Today's Moment comes from one of the eight million stories written by the enterprising reporters who traveled to Glod, Romania, in hopes of milking one more story from the Borat phenomenon
We went in search of "Borat" and were shooed away with brooms.We tried getting to the bottom of arguably the most offensive movie in theaters this year, and people told us they'd like to kill the star, comedian Sacha Baron Cohen. The Romanian village of Glod stands in for Kazakhstan in the film, "Borat: Cultural Learnings of America for Make Benefit Glorious Nation of Kazakhstan." Glod literally means mud, and that's only some of what its people would like to sling at Cohen and his production company.... About 85 miles from Romania's capital, Bucharest, Glod looks like something out of the Middle Ages. About 1,400 people live in Glod, and, by Western standards, one could say they are dirt poor. The air is rancid, probably from the fires that burn on the outskirts of the village.
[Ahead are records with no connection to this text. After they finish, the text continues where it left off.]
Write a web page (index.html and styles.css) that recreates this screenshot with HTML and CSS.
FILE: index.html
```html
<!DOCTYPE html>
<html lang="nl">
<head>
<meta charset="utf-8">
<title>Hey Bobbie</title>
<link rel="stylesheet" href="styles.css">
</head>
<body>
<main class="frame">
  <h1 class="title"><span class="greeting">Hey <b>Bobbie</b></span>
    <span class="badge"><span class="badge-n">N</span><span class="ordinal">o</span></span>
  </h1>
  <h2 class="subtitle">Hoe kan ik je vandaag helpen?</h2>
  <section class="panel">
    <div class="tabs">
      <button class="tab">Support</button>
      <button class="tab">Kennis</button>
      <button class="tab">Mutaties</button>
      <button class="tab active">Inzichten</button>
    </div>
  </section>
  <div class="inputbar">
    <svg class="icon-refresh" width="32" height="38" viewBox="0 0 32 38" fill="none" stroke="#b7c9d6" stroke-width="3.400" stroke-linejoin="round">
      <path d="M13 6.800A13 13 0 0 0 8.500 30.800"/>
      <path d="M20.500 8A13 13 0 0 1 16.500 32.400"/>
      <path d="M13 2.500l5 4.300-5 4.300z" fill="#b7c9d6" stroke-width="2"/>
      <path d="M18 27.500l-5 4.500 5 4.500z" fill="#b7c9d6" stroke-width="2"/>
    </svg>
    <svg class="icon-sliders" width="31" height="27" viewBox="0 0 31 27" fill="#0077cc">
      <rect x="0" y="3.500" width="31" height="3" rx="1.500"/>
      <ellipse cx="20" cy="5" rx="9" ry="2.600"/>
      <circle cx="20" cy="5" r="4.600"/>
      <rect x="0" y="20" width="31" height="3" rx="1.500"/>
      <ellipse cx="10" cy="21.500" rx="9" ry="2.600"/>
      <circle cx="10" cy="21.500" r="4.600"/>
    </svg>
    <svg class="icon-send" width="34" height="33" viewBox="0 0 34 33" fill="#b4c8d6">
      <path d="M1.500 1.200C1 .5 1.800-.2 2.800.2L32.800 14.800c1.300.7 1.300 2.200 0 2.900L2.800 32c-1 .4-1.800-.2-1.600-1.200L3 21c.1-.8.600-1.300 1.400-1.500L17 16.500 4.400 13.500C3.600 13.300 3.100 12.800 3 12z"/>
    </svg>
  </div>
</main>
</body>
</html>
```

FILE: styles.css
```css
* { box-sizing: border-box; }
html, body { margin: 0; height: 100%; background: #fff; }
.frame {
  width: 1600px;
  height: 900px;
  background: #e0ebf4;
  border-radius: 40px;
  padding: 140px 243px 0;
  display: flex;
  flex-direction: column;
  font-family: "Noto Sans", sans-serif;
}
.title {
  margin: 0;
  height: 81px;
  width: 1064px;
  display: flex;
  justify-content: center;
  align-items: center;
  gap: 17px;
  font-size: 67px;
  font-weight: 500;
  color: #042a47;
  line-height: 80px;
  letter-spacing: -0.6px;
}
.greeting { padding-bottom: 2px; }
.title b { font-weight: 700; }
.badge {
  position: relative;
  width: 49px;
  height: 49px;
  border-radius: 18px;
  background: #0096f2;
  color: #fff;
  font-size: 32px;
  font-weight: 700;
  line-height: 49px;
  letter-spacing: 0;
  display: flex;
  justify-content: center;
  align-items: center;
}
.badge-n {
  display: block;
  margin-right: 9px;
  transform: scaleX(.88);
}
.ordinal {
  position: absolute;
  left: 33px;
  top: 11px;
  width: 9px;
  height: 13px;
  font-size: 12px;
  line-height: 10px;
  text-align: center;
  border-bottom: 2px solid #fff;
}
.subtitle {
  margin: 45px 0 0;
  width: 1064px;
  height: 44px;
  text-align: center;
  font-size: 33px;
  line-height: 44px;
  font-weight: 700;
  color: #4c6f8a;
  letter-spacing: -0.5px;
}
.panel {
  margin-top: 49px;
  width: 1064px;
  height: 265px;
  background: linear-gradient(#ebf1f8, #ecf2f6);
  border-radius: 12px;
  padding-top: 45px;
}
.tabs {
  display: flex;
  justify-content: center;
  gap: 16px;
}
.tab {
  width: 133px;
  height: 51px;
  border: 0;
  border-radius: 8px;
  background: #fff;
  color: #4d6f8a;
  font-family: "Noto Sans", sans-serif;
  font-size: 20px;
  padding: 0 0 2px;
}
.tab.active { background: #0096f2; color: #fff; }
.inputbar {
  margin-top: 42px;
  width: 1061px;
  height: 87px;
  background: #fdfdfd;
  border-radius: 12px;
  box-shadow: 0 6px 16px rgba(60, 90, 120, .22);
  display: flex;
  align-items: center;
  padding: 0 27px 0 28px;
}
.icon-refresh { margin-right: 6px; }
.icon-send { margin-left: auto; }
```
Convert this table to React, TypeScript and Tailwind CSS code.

The sight of old women carrying wood is common as is the manure that litters the narrow roads. The majority of villagers live on welfare benefits. Some try to make a living by selling their produce, such as fruits and mushrooms, while others sell woven baskets and slabs of stone.
Interestingly, each one of these pieces mentions that people in Glod would not talk to reporters without being paid. Nice to know that America's newsrooms are now a major source of foreign aid.